The HMI board is the heart of the CTR2 system. The operator interfaces to it using the color touchscreen display and the rotary encoder mounted in the remote display enclosure. It interfaces to the radio I/O and antenna switch controllers through 10-conductor ribbon cables.

The HMI board comes fully assembled, as shown on the left in the photo below. The builder only needs to buy the development boards on the right in the photo, add .1″ pin headers to them, and plug them into the HMI board. The final board will look like the lead photo.

The HMI is based on the Teensy 4.1 development board from PJRC.com along with the Teensy 4 Rev. D audio adapter. WiFi is provided by an ESP-8266-01 module. The WiFi module is optional if you don’t plan on using WiFi.

NOTE: WiFi is required if you want to control a Flex radio or download log files using the web server built into CTR2.

HMI board with development boards

JP1 at the top right is a 2x .1″ pin header. It allows you to use an external SPST switch to control the power on the HMI. Connect two of the supplied female Dupont jumper wires from the switch to this header. Use heat shrink on the switch ends to provide strain relief for the wire.

The HMI is powered by a DC/DC converter that accepts any voltage from 9 to 36 VDC. By default, the input is negatively grounded. Cutting JP2 on the HMI board allows you to run the entire system from an ungrounded (floating) or positively grounded supply. You can also swap out the DC/DC converter for one that is rated for 18-72 VDC input. In this configuration the system could be powered by a 48 VDC positive grounded battery (common in the communications industry). The power input features reverse polarity protection.

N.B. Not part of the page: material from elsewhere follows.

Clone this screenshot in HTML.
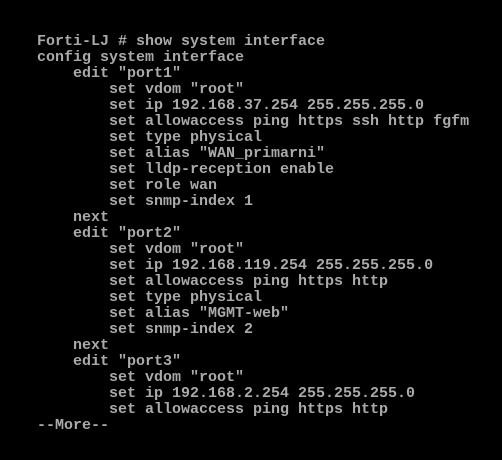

JP3 (just above the ESP-8266 space in the bottom-left corner) provides a DC mic bias. Add a jumper here if you plan to use an electret microphone.

JP4, (just below the top right mounting hole) is used to route DC power from the input of the HMI board to the Antenna Switch Controller boards. This option should only be used if the HMI is powered by a 12 to 13.8 VDC supply as the relays on these boards are 12 volt relays. An option is provided on the switch controller boards to supply them with external power if needed.

The yellow/orange jumper wires shown on the audio adapter board must be added by the builder. These are 4″ Dupont female jumper wires and are supplied with the HMI board. The builder must remove the 3.5mm stereo jack installed on the audio adapter board and add these wires as shown. They bring the headphone output from the audio adapter to the Headphone 3.5mm jack installed on the HMI board (second jack from the bottom left).

WARNING! The headphone signals HPV and HPVGND must never be connected to ground. Doing so will probably destroy the SGTL5000 codec on the audio adapter board. Only plug headphones into the HMI’s headphone jack.


SCHEMATICS

There are four pages of schematics for the HMI board. Only three will be presented here. Page 4 is just revision notes from previous versions.

HMI Interconnect Schematic

This drawing shows the interconnections between the CPU and Audio board schematics in addition to option notes.

HMI signal routing and notes page

The second page shows the Teensy 4.1, Teensy audio adapter, ESP-8266 board and regulator, and the switch connector wiring detail. A separate regulator, U1, provides 3.3 volts for the ESP8266 board and the antenna switch controller boards. Ferrite beads and RF bypass capacitors are used throughout the design to minimize RF induced voltages.

HMI CPU, Audio Adapter, and ESP8266 Schematic

The third page shows the audio interface, Radio I/O line driver and connector, and RS232 interface.

JP3 provides DC bias if you are using an electret microphone.

Of interesting note it how the PTT_Radio and Key_Radio signals are sent to the Radio I/O module. Because of the limited number of wires available in CAT5 cables, these signals travel on the Line In and Line Out audio wires via center-tap transformers.

HMI Audio and CAT Driver Schematic

U2 is an 8 circuit Darlington Pair line driver. It’s main function is to isolate the Teensy processor from transients on the field wiring. It also provides level translation between the +5 and +3.3 volt logic levels.

IC2 is a dual port RS232 line driver. One port is used to interface with the remote display. The second port is connected to Serial6 of the Teensy CPU and is currently not used. I just thought it would be handy for future expansion.

J19 and J20 provide connections for a local rotary encoder and Nextion display. Local meaning that these devices would be mounted in the same enclosure as the HMI board since they use 3.3 volt logic levels. The firmware will detect when these are installed and adjust accordingly.

NOTE: You cannot have both a local and a remote rotary encoder or display connected at the same time.